Sustainable Finance and Nature-Positive Investment: ESG BROADCAST shares key takeaways.
The World Business Council for Sustainable Development released a report targeting the financial barriers to sustainable farming. This publication, developed in partnership with One Planet Business for Biodiversity, aims to accelerate the transition to Regenerative Agriculture by aligning financial metrics with ecological outcomes. The initiative addresses the critical shortfall in private sector investment needed to restore soil health and biodiversity across global food systems.
The report outlines a transition framework designed to move beyond traditional risk assessment toward proactive value creation. It provides financial institutions with specific, investment-useful metrics that allow them to evaluate the long-term benefits of nature-positive practices. By standardizing how soil carbon, water retention, and biodiversity are measured, the group hopes to lower the cost of capital for farmers adopting Regenerative Agriculture. This methodology helps lenders understand that ecological health directly correlates with reduced financial risk over time.

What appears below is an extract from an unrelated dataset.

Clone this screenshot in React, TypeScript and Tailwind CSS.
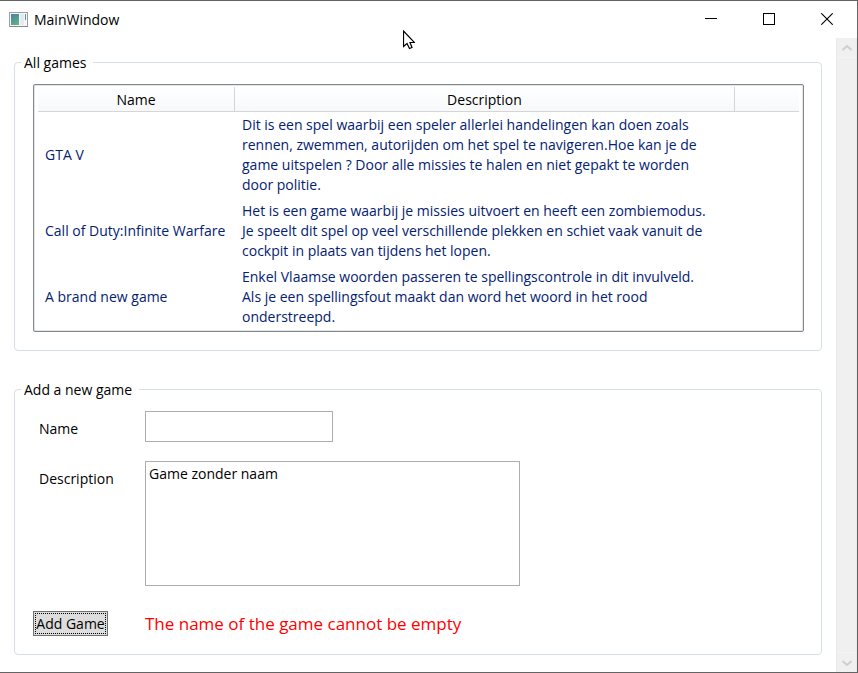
import { useState } from "react";
import type { ReactNode } from "react";

type Game = { name: string; description: string[] };

const games: Game[] = [
  {
    name: "GTA V",
    description: [
      "Dit is een spel waarbij een speler allerlei handelingen kan doen zoals",
      "rennen, zwemmen, autorijden om het spel te navigeren.Hoe kan je de",
      "game uitspelen ? Door alle missies te halen en niet gepakt te worden",
      "door politie.",
    ],
  },
  {
    name: "Call of Duty:Infinite Warfare",
    description: [
      "Het is een game waarbij je missies uitvoert en heeft een zombiemodus.",
      "Je speelt dit spel op veel verschillende plekken en schiet vaak vanuit de",
      "cockpit in plaats van tijdens het lopen.",
    ],
  },
  {
    name: "A brand new game",
    description: [
      "Enkel Vlaamse woorden passeren te spellingscontrole in dit invulveld.",
      "Als je een spellingsfout maakt dan word het woord in het rood",
      "onderstreepd.",
    ],
  },
];

function TitleBar() {
  const button = "flex h-[35px] w-[58px] items-center justify-center";
  return (
    <header className="flex h-[37px] items-center justify-between">
      <div className="flex items-center gap-[6px] pl-[9px]">
        <svg width="19" height="16" viewBox="0 0 19 16" aria-hidden="true">
          <defs>
            <linearGradient id="pane" x1="0" y1="0" x2="0.5" y2="1">
              <stop offset="0" stopColor="#4a7fa5" />
              <stop offset="1" stopColor="#5fae86" />
            </linearGradient>
          </defs>
          <rect x="0.5" y="0.5" width="18" height="14" fill="#f4f6f8" stroke="#9b9fa4" />
          <rect x="1" y="14" width="18" height="1" fill="#85898e" />
          <rect x="2" y="2" width="8" height="11" fill="url(#pane)" />
          <rect x="11" y="2" width="4" height="11" fill="#e6e9ee" />
          <rect x="16" y="2" width="1" height="6" fill="#5b9c8e" />
        </svg>
        <h1>MainWindow</h1>
      </div>
      <div className="flex self-start pr-px">
        <button type="button" aria-label="Minimize" className={button}>
          <svg width="12" height="12" shapeRendering="crispEdges">
            <path d="M0 5.500H12" stroke="#000" />
          </svg>
        </button>
        <button type="button" aria-label="Maximize" className={button}>
          <svg width="12" height="12" shapeRendering="crispEdges">
            <rect x="0.5" y="0.5" width="11" height="11" fill="none" stroke="#000" />
          </svg>
        </button>
        <button type="button" aria-label="Close" className={button}>
          <svg width="12" height="12">
            <path d="M0.300 0.300L11.700 11.700M11.700 0.300L0.300 11.700" stroke="#000" strokeWidth="1.100" />
          </svg>
        </button>
      </div>
    </header>
  );
}

function GroupBox({ title, children }: { title: string; children: ReactNode }) {
  return (
    <fieldset className="rounded border border-[#d5dfe5] pr-[17px] pl-[18px]">
      <legend className="-ml-3 h-[19px] pr-[7px] pl-[3px]">{title}</legend>
      {children}
    </fieldset>
  );
}

function GamesTable() {
  const head = "border-b border-[#d5d5d5] px-0 pt-[2px] pb-0 font-normal";
  return (
    <div className="rounded-xs border border-[#828790] px-1 pt-[2px] pb-px shadow-[inset_0_0_0_1px_#e3e5e8]">
      <table className="w-full table-fixed border-separate border-spacing-0">
        <thead>
          <tr className="h-[25px] bg-linear-to-b from-white to-[#f7f8fa]">
            <th className={`${head} w-[197px] border-r`}>Name</th>
            <th className={`${head} w-[500px] border-r`}>Description</th>
            <th className={head} aria-label="Spacer" />
          </tr>
        </thead>
        <tbody className="text-[#042271]">
          {games.map((game) => (
            <tr key={game.name}>
              <td className="py-[3px] pl-[7px] whitespace-nowrap">{game.name}</td>
              <td className="py-[3px] pl-[7px] whitespace-nowrap">
                {game.description.map((line) => (
                  <span key={line} className="block">{line}</span>
                ))}
              </td>
              <td />
            </tr>
          ))}
        </tbody>
      </table>
    </div>
  );
}

function AddGameForm() {
  const [name, setName] = useState("");
  const [description, setDescription] = useState("Game zonder naam");
  const field = "block border border-[#abadb3] bg-white px-[3px] outline-none";
  return (
    <form className="pt-3 pb-[18px]" onSubmit={(e) => e.preventDefault()}>
      <div className="flex items-start">
        <label htmlFor="name" className="w-[112px] pt-2 pl-[6px]">Name</label>
        <input
          id="name"
          value={name}
          onChange={(e) => setName(e.target.value)}
          className={`${field} h-[31px] w-[188px]`}
        />
      </div>
      <div className="mt-[19px] flex items-start">
        <label htmlFor="description" className="w-[112px] pt-2 pl-[6px]">Description</label>
        <textarea
          id="description"
          value={description}
          onChange={(e) => setDescription(e.target.value)}
          className={`${field} h-[125px] w-[375px] resize-none pt-[2px]`}
        />
      </div>
      <div className="mt-[25px] flex items-center">
        <div className="w-[112px]">
          <button type="submit" className="flex h-[25px] w-[75px] border border-[#707070] bg-[#dddddd] p-px">
            <span className="flex flex-1 items-center justify-center border border-dotted border-black whitespace-nowrap">
              Add Game
            </span>
          </button>
        </div>
        <p role="alert" className="text-[17px] text-[#ff0000]">The name of the game cannot be empty</p>
      </div>
    </form>
  );
}

function ScrollBar() {
  const arrow = "flex h-5 w-full items-center justify-center border-[#f4f4f4]";
  return (
    <div className="flex w-[21px] shrink-0 flex-col justify-between border-x border-[#eaeaea] bg-[#f0f0f0]">
      <button type="button" aria-label="Scroll up" className={`${arrow} border-b`}>
        <svg width="10" height="8" viewBox="0 0 10 8" fill="none">
          <path d="M0.500 6L5 2L9.500 6" stroke="#cfcfcf" strokeWidth="2" />
        </svg>
      </button>
      <button type="button" aria-label="Scroll down" className={`${arrow} border-t`}>
        <svg width="10" height="8" viewBox="0 0 10 8" fill="none">
          <path d="M0.500 2L5 6L9.500 2" stroke="#cfcfcf" strokeWidth="2" />
        </svg>
      </button>
    </div>
  );
}

export default function App() {
  return (
    <div className="relative flex min-h-screen flex-col border-t border-r border-b border-[#646464] bg-white font-['Open_Sans','Noto_Sans',sans-serif] text-[14px] leading-5 text-black">
      <TitleBar />
      <div className="flex flex-1">
        <main className="flex min-w-0 flex-1 flex-col gap-[29px] px-[14px] pt-[15px]">
          <GroupBox title="All games">
            <div className="pt-3 pb-[18px]">
              <GamesTable />
            </div>
          </GroupBox>
          <GroupBox title="Add a new game">
            <AddGameForm />
          </GroupBox>
        </main>
        <ScrollBar />
      </div>
      <svg className="pointer-events-none absolute top-[29px] left-[403px]" width="12" height="20" viewBox="0 0 12 20" aria-hidden="true">
        <path d="M0.500 1V16.500L4 13.500L6.500 18.500L9 17.500L7 12.500H11.500Z" fill="#fff" stroke="#000" strokeWidth="1.200" />
      </svg>
    </div>
  );
}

Key implementing bodies include major global banks and investment firms that have piloted these metrics within their specific agricultural portfolios. These organizations recognized that current financial models often penalize the initial higher-risk period during a farm’s transition to new practices. The new framework encourages the use of blended finance and long-term lending to bridge the revenue gap during the early stages of landscape restoration. It also facilitates easier reporting under the Corporate Sustainability Reporting Directive for European corporations.
The publication emphasizes that data fragmentation remains a significant hurdle for large-scale institutional investment in rural landscapes. To solve this, the WBCSD advocates for a common reporting language that links farm-level performance to executive financial performance. This approach ensures that the benefits of Regenerative Agriculture are finally recognized in credit risk ratings and investment valuations. The goal is to create a seamless flow of capital from institutional investors directly to local farm operations globally.
Regulatory alignment with the Taskforce on Nature-related Financial Disclosures is another core component of the strategy for the coming years. As mandatory nature reporting becomes more common, financial institutions require robust tools to track their portfolio’s impact on nature. By focusing on Regenerative Agriculture, investors can simultaneously meet climate targets and biodiversity goals while ensuring long-term food system resilience. The framework provides the technical guidance needed to integrate these complex environmental variables into standard investment decisions.
Strategic significance lies in the creation of a standardized financial architecture for nature-positive investments in the land-use sector. By translating ecological health into investment-ready data, the WBCSD is enabling the global financial system to fund the transition to Regenerative Agriculture at scale. This shift ensures that the agricultural sector can attract the trillions of dollars in private capital required to mitigate climate change and protect global food security while providing competitive returns for investors.